## Recorded data:
==========

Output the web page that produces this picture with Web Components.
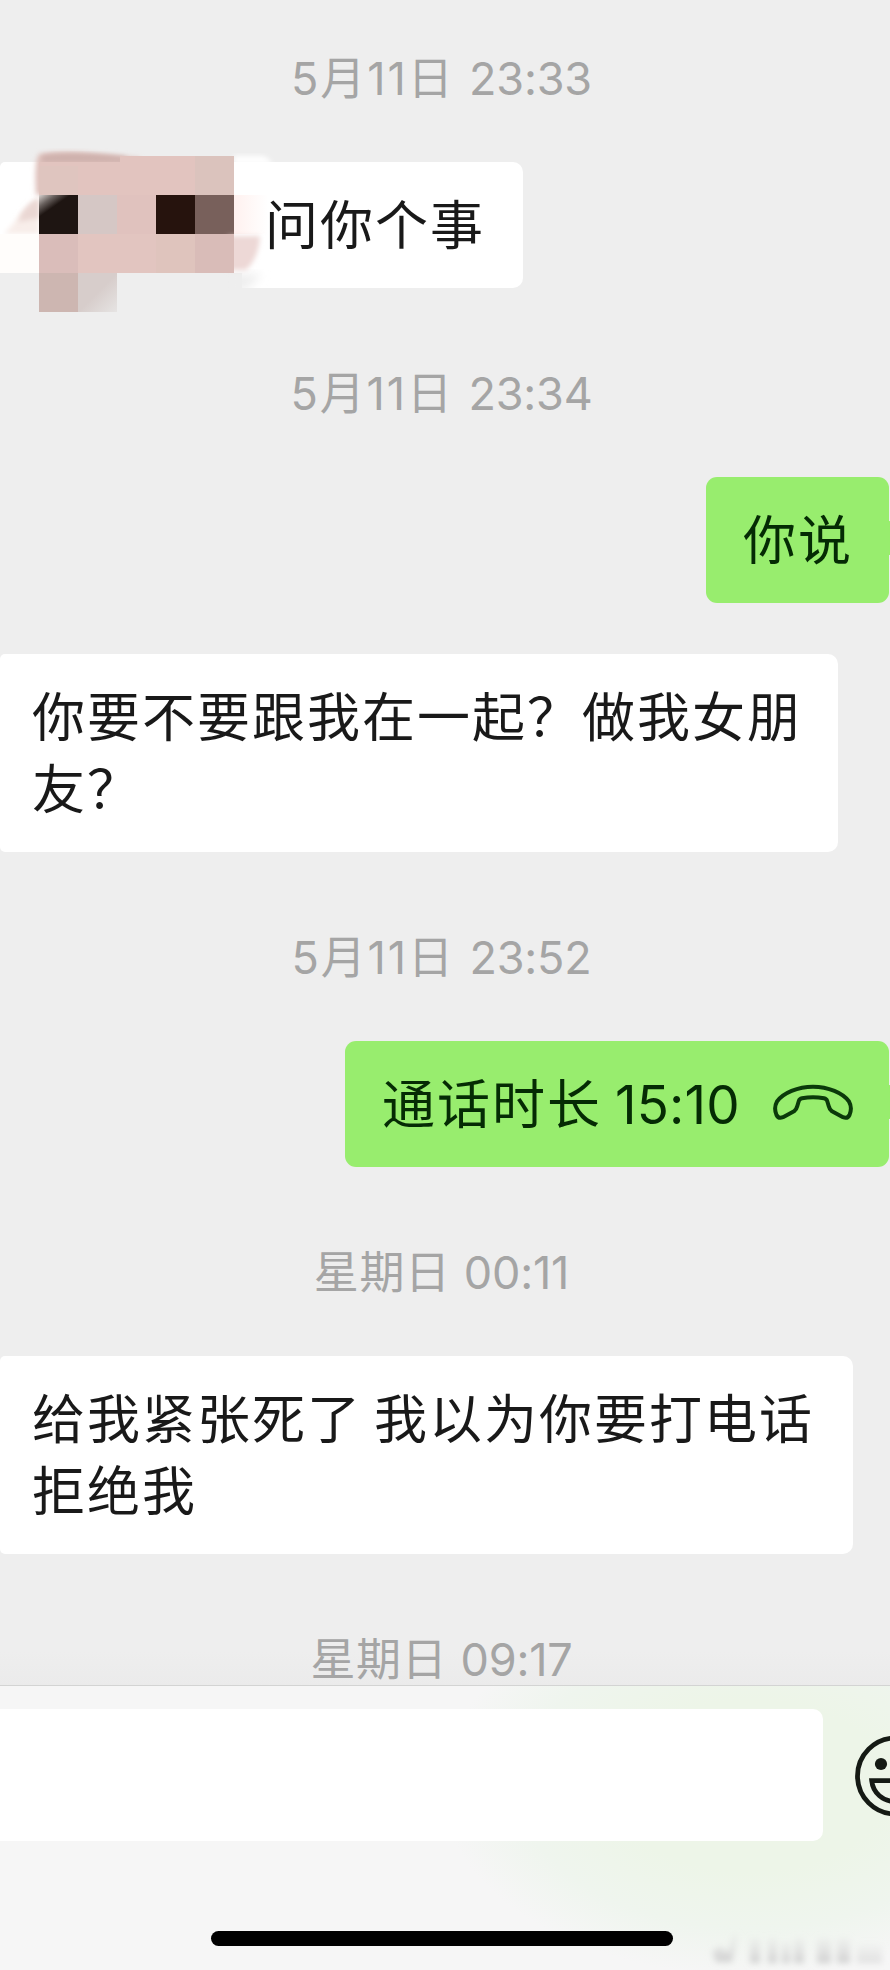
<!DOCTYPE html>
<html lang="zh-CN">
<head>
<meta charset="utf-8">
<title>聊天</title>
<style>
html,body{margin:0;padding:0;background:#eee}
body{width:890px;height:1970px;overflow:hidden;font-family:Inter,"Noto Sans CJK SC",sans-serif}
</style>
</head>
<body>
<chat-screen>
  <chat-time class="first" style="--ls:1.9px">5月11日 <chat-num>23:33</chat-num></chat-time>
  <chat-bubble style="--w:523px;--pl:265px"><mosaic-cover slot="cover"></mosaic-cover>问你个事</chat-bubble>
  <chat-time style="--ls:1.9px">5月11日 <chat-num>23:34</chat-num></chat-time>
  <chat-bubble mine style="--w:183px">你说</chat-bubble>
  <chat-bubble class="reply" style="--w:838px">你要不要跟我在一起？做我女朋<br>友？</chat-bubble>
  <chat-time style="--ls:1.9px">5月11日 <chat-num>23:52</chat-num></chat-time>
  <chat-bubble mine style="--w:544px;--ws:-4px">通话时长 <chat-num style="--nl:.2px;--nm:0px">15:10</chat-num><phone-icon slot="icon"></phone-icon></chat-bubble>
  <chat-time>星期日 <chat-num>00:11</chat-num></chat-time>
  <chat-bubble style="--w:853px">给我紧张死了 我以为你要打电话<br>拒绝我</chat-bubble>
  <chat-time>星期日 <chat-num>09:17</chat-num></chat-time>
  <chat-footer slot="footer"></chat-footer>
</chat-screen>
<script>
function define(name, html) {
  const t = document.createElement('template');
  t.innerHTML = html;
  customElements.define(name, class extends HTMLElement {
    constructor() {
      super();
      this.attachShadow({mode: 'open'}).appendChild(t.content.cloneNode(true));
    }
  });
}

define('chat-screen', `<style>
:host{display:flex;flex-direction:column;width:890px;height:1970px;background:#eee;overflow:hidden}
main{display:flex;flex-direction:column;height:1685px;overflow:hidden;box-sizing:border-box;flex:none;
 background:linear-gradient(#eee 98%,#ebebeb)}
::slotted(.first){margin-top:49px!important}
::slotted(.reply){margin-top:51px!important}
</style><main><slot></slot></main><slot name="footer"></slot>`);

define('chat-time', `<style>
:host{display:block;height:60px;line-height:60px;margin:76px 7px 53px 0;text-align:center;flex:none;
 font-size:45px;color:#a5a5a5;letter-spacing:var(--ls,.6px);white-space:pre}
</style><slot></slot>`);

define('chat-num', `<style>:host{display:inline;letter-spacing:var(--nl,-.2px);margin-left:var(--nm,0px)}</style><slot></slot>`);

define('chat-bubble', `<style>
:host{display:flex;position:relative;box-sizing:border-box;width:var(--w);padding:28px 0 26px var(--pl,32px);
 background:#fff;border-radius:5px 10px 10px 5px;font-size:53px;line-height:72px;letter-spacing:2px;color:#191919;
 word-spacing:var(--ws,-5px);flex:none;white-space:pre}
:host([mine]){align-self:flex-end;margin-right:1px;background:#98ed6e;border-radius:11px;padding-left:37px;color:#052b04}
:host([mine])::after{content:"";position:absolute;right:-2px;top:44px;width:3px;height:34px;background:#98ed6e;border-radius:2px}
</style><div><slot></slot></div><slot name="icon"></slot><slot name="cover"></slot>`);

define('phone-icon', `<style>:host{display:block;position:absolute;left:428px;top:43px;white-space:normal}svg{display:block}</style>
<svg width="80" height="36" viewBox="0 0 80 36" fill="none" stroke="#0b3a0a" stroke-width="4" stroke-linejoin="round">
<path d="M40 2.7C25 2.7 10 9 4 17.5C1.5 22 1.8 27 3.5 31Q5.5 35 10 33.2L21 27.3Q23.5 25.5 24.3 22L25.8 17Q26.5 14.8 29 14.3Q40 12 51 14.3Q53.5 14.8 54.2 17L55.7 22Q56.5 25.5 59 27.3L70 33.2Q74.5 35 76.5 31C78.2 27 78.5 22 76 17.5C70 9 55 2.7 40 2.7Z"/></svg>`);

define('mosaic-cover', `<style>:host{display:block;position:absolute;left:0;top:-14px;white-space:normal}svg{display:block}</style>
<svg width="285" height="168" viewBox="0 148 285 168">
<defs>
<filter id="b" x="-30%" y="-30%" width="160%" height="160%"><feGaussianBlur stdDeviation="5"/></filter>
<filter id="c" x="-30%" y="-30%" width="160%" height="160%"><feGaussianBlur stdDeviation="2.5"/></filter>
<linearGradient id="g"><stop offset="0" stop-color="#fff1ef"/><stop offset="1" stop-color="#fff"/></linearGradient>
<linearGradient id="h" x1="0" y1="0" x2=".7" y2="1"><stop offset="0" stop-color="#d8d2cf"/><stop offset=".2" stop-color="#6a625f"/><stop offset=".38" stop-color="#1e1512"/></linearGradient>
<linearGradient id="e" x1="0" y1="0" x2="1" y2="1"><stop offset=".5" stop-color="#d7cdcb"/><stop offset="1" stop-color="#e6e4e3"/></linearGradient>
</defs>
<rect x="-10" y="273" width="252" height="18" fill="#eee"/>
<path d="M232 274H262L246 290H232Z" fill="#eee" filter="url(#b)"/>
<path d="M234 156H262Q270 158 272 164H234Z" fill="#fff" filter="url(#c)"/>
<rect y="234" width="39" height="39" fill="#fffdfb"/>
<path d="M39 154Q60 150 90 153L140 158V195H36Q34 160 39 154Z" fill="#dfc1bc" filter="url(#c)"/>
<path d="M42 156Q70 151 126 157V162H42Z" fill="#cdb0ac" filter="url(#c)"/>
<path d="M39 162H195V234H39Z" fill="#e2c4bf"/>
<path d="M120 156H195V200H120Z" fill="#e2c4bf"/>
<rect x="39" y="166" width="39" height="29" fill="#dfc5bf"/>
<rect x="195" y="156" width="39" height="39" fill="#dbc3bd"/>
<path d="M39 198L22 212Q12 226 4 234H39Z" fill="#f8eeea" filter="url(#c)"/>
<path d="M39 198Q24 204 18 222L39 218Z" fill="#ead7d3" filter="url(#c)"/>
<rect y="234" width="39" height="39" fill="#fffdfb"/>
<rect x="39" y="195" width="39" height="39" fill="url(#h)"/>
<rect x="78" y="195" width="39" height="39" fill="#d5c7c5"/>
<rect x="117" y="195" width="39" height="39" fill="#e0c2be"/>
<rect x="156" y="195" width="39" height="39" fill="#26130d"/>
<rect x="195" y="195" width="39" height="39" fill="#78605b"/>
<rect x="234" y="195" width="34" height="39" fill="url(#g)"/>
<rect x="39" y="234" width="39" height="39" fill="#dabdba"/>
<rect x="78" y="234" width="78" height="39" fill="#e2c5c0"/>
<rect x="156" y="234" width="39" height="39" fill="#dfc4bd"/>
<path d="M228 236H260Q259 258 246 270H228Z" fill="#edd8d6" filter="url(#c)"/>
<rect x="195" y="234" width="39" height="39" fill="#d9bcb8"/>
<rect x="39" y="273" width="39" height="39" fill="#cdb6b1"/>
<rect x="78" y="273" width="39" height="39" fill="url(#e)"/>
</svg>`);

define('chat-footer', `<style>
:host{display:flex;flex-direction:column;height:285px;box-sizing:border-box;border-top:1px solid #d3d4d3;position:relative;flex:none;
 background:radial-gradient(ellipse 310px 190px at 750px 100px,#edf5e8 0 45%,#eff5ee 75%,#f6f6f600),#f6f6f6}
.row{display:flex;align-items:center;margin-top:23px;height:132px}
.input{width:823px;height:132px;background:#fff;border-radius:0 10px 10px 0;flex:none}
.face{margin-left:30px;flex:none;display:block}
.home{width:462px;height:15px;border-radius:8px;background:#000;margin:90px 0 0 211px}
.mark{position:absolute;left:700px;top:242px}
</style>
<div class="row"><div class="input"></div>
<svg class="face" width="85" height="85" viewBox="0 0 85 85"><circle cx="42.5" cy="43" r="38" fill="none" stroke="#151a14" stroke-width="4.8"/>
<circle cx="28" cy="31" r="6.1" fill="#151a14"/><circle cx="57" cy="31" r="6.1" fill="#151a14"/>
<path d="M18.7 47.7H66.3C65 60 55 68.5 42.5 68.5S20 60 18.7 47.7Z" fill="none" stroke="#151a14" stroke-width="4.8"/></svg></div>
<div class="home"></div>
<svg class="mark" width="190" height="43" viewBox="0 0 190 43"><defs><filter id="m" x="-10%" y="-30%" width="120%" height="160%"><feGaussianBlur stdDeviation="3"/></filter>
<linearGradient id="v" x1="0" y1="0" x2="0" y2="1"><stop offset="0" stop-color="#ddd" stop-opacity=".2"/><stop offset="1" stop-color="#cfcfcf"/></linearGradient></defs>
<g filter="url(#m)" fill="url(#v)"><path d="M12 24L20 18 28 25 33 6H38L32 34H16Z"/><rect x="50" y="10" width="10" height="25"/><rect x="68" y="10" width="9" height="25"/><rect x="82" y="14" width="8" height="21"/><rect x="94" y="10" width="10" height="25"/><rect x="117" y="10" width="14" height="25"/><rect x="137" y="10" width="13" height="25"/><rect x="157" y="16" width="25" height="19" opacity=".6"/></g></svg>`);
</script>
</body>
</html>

==========

## Required work:
Using the listing above, list every line in which the string "this" occurs.

## Finished answer:
Output the web page that produces this picture with Web Components.
      this.attachShadow({mode: 'open'}).appendChild(t.content.cloneNode(true));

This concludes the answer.